Evil ghosts allow us to look away from more mundane and more uncomfortable realities. It is easier to talk about a cursed building than to examine who was imprisoned there and why. It is easier to blame a malevolent presence for a sense of dread than to consider environmental factors, personal history, or the suggestive power of a well-told story. The ghosts in these narratives are, in many ways, mirrors held up to our own preoccupations: with punishment, with transgression, with the desire to turn diffuse unease into something with a name and a motive.
None of this requires us to dismiss paranormal experiences altogether. One does not have to be a believer to acknowledge that people sometimes have vivid, unsettling, and meaningful encounters in particular places. Skepticism does not demand contempt just as curiosity does not require credulity. What it does suggest is that we have choices about the stories we tell around those experiences. We can treat haunted locations as battlegrounds, or as archives. We can insist that every strange feeling points to an enemy, or we can allow that some things may remain unresolved. We can prioritise spectacle, or we can prioritise care - for the living, and for the dead who once lived in those spaces. For the truth, in other words.
Ghosts do not need to be evil to be interesting and ambiguity does not need a villain in order to carry weight. The popularity of evil ghosts is not, at its core, a supernatural question but a psychological and cultural one. It speaks to our discomfort with not knowing, with unfinished histories, with emotions that don’t fit neatly into categories of good and bad.
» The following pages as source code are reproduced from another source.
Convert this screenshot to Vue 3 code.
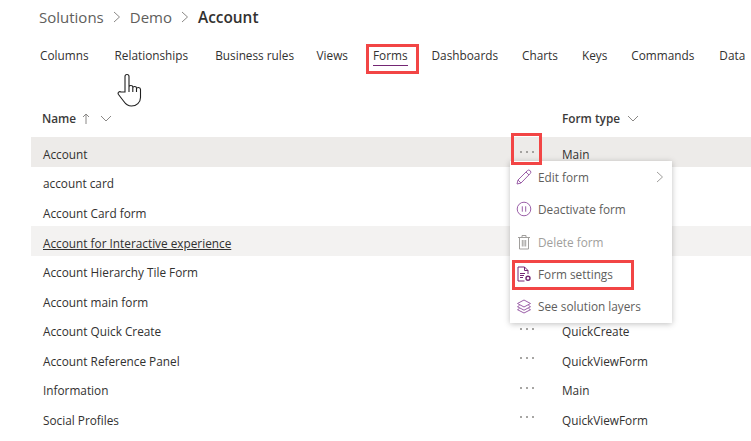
<script setup>
const tabs = [
  { label: 'Columns' },
  { label: 'Relationships' },
  { label: 'Business rules' },
  { label: 'Views' },
  { label: 'Forms', active: true },
  { label: 'Dashboards' },
  { label: 'Charts' },
  { label: 'Keys' },
  { label: 'Commands' },
  { label: 'Data' },
]
const rows = [
  { name: 'Account', type: 'Main', selected: true },
  { name: 'account card', type: '' },
  { name: 'Account Card form', type: '' },
  { name: 'Account for Interactive experience', type: '', hover: true },
  { name: 'Account Hierarchy Tile Form', type: '' },
  { name: 'Account main form', type: '' },
  { name: 'Account Quick Create', type: 'QuickCreate' },
  { name: 'Account Reference Panel', type: 'QuickViewForm' },
  { name: 'Information', type: 'Main' },
  { name: 'Social Profiles', type: 'QuickViewForm' },
]
</script>

<template>
  <div class="page">
    <nav class="crumbs">
      <span>Solutions</span>
      <svg class="sep" width="8" height="12" viewBox="0 0 8 12"><path d="M1 1l5.500 5L1 11" /></svg>
      <span>Demo</span>
      <svg class="sep" width="8" height="12" viewBox="0 0 8 12"><path d="M1 1l5.500 5L1 11" /></svg>
      <strong>Account</strong>
    </nav>

    <div class="tabs">
      <span v-for="t in tabs" :key="t.label" class="tab" :class="{ active: t.active }">{{ t.label }}</span>
    </div>

    <div class="head">
      <div class="h-name">
        <span>Name</span>
        <svg width="8" height="11" viewBox="0 0 8 11"><path d="M4 11V1M1 4l3-3 3 3" /></svg>
        <svg class="chev" width="12" height="7" viewBox="0 0 12 7"><path d="M1 1l5 5 5-5" /></svg>
      </div>
      <div class="h-type">
        <span>Form type</span>
        <svg class="chev" width="12" height="7" viewBox="0 0 12 7"><path d="M1 1l5 5 5-5" /></svg>
      </div>
    </div>

    <div class="rows">
      <div v-for="r in rows" :key="r.name" class="row" :class="{ selected: r.selected, hover: r.hover }">
        <span class="name">{{ r.name }}</span>
        <span class="dots"><i></i><i></i><i></i></span>
        <span class="type">{{ r.type }}</span>
      </div>
    </div>

    <div class="menu">
      <div class="item">
        <svg width="16" height="16" viewBox="0 0 16 16"><path d="M1 15l1-4L11.300 1.700a1.800 1.800 0 0 1 2.900 2.900L5 14zM2 11l3 3M10 3l3 3" /></svg>
        <span>Edit form</span>
        <svg class="more" width="8" height="12" viewBox="0 0 8 12"><path d="M1 1l5.500 5L1 11" /></svg>
      </div>
      <div class="item">
        <svg width="16" height="16" viewBox="0 0 16 16"><circle cx="8" cy="8" r="6.800" /><path d="M6.300 5.300v5.400M9.700 5.300v5.400" /></svg>
        <span>Deactivate form</span>
      </div>
      <div class="item off">
        <svg width="16" height="16" viewBox="0 0 16 16"><path d="M2 3.500h12M6 3.500V1.500h4v2M3.500 3.500V15h9V3.500M6.300 6v6.500M8 6v6.500M9.700 6v6.500" /></svg>
        <span>Delete form</span>
      </div>
      <div class="item">
        <svg width="16" height="16" viewBox="0 0 16 16"><path class="dark" d="M8.500 15H2V1h6.500L12 4.500V8M8.500 1v3.500H12M4 7.500h5M4 9.500h4M4 11.500h3" /><circle class="gear" cx="12" cy="12.300" r="2" /></svg>
        <span>Form settings</span>
      </div>
      <div class="item">
        <svg width="16" height="16" viewBox="0 0 16 16"><path d="M8 2l6.500 3.500L8 9 1.500 5.500zM3.500 7.500l-2 1.200L8 12.200l6.500-3.500-2-1.200M3.500 10.500l-2 1.200L8 15l6.500-3.300-2-1.200" /></svg>
        <span>See solution layers</span>
      </div>
    </div>

    <div class="mark mark-tab"></div>
    <div class="mark mark-dots"></div>
    <div class="mark mark-settings"></div>

    <svg class="cursor" width="27" height="34" viewBox="0 0 27 34">
      <path d="M8 19V3.500a2 2 0 0 1 4 0V14c0-2 3.800-2 3.800 0v1c0-2 3.700-2 3.700 0v1c0-2 4-2 4 .5v8c0 5-4 8.500-9 8.500-4 0-6-2-8-5l-5-6.500c-1.300-2 1-3.500 2.500-2.500z" />
      <path d="M12 14v5M15.800 15v4M19.500 16v3" />
    </svg>
  </div>
</template>

<style>
html, body { margin: 0; background: #fff; overflow: hidden; }
</style>

<style scoped>
.page {
  position: relative;
  width: 751px;
  height: 441px;
  overflow: hidden;
  background: #fff;
  font-family: "Open Sans", "Noto Sans", sans-serif;
  font-size: 11.800px;
  color: #323130;
}
svg { fill: none; stroke: currentColor; stroke-width: 1; display: block; }

.crumbs {
  display: flex;
  align-items: center;
  height: 24px;
  padding: 5px 0 0 39px;
  font-size: 15px;
  color: #605e5c;
}
.crumbs .sep { margin: 0 9px; color: #8a8886; }
.crumbs strong { font-weight: 600; font-size: 15.400px; color: #323130; }

.tabs {
  display: flex;
  padding: 16px 0 0 40px;
  height: 29px;
  white-space: nowrap;
}
.tab { margin-right: 24px; height: 20px; line-height: 20px; padding-bottom: 1px; }
.tab:nth-child(1) { margin-right: 26px; }
.tab:nth-child(2) { margin-right: 27px; }
.tab:nth-child(3) { margin-right: 22.500px; }
.tab:nth-child(4) { margin-right: 25px; }
.tab:nth-child(7) { margin-right: 24px; }
.tab:nth-child(9) { margin-right: 25px; }
.tab.active { border-bottom: 1px solid #742774; padding-bottom: 0; }

.head {
  display: grid;
  grid-template-columns: 520px 1fr;
  padding: 34px 0 0 42px;
  height: 28px;
  font-weight: 600;
}
.h-name, .h-type { display: flex; align-items: center; gap: 6px; height: 20px; color: #3b3a39; }
.h-name svg { color: #8a8886; }
.h-name .chev { margin-left: 4px; }
.h-type .chev { color: #8a8886; margin-left: 1px; }

.rows { margin: 1px 0 0 31px; }
.row {
  display: grid;
  grid-template-columns: 476px 43px 1fr;
  align-items: center;
  height: 29.550px;
  padding: 4px 0 0 12px;
  box-sizing: border-box;
}
.row.selected { background: #edebe9; height: 30.400px; margin-bottom: -.850px; }
.row.hover { background: #f3f2f1; height: 29.750px; margin-top: .800px; margin-bottom: -1px; padding-top: 2.400px; }
.row.hover .name { text-decoration: underline; }
.dots { display: flex; gap: 4px; margin: 0 0 5px 1px; color: #8a8886; }
.dots i { width: 2px; height: 2px; border-radius: 50%; background: currentColor; display: block; }

.menu {
  position: absolute;
  left: 510px;
  top: 161px;
  width: 162px;
  height: 162px;
  background: #fff;
  box-shadow: 0 1px 6px rgba(0, 0, 0, .25);
  display: flex;
  flex-direction: column;
}
.item {
  display: flex;
  align-items: center;
  height: 32.300px;
  padding-left: 6px;
  gap: 6px;
  color: #605e5c;
}
.item svg { color: #9b5fa8; flex: none; }
.item svg .dark { stroke: #742774; }
.item svg .gear { stroke: #742774; stroke-width: 1.400; }
.item .more { margin-left: auto; margin-right: 8px; color: #a19f9d; }
.item.off, .item.off svg { color: #a19f9d; }

.mark { position: absolute; border: 3px solid #f24545; box-sizing: border-box; }
.mark-tab { left: 366px; top: 44px; width: 53px; height: 30px; }
.mark-dots { left: 511px; top: 133px; width: 31px; height: 32px; }
.mark-settings { left: 512px; top: 260px; width: 122px; height: 30px; }

.cursor { position: absolute; left: 117px; top: 73px; color: #1f1f1f; fill: #fff; }
.cursor path { fill: #fff; stroke-width: 1.100; }
</style>
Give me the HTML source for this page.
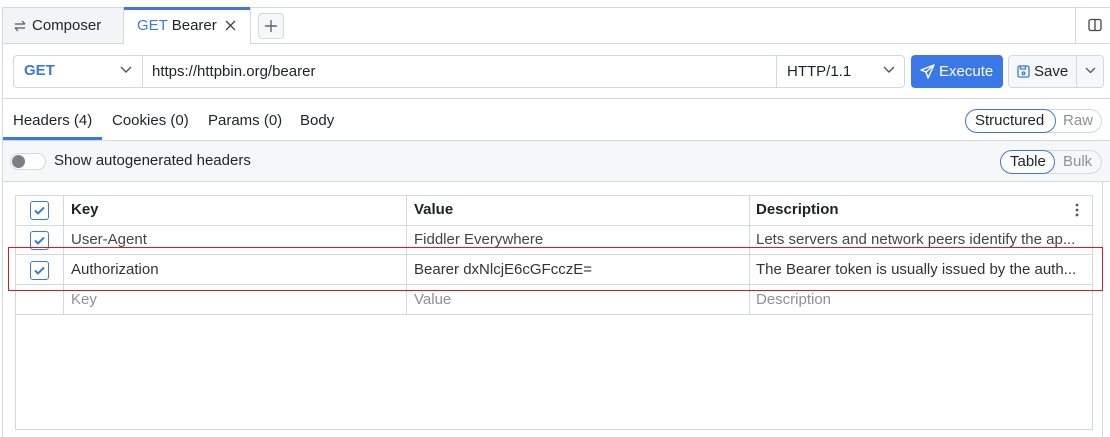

We don’t need ghosts to be malevolent.
We need the world to make sense - and when it doesn’t, we reach for stories that promise it will, even if those stories flatten people into monsters and places into something we feel entitled to shout at. The more we rely on evil to tidy up our uncertainty, the less space we leave for asking what our ghosts - real, imagined or somewhere in between - might genuinely be trying to tell us.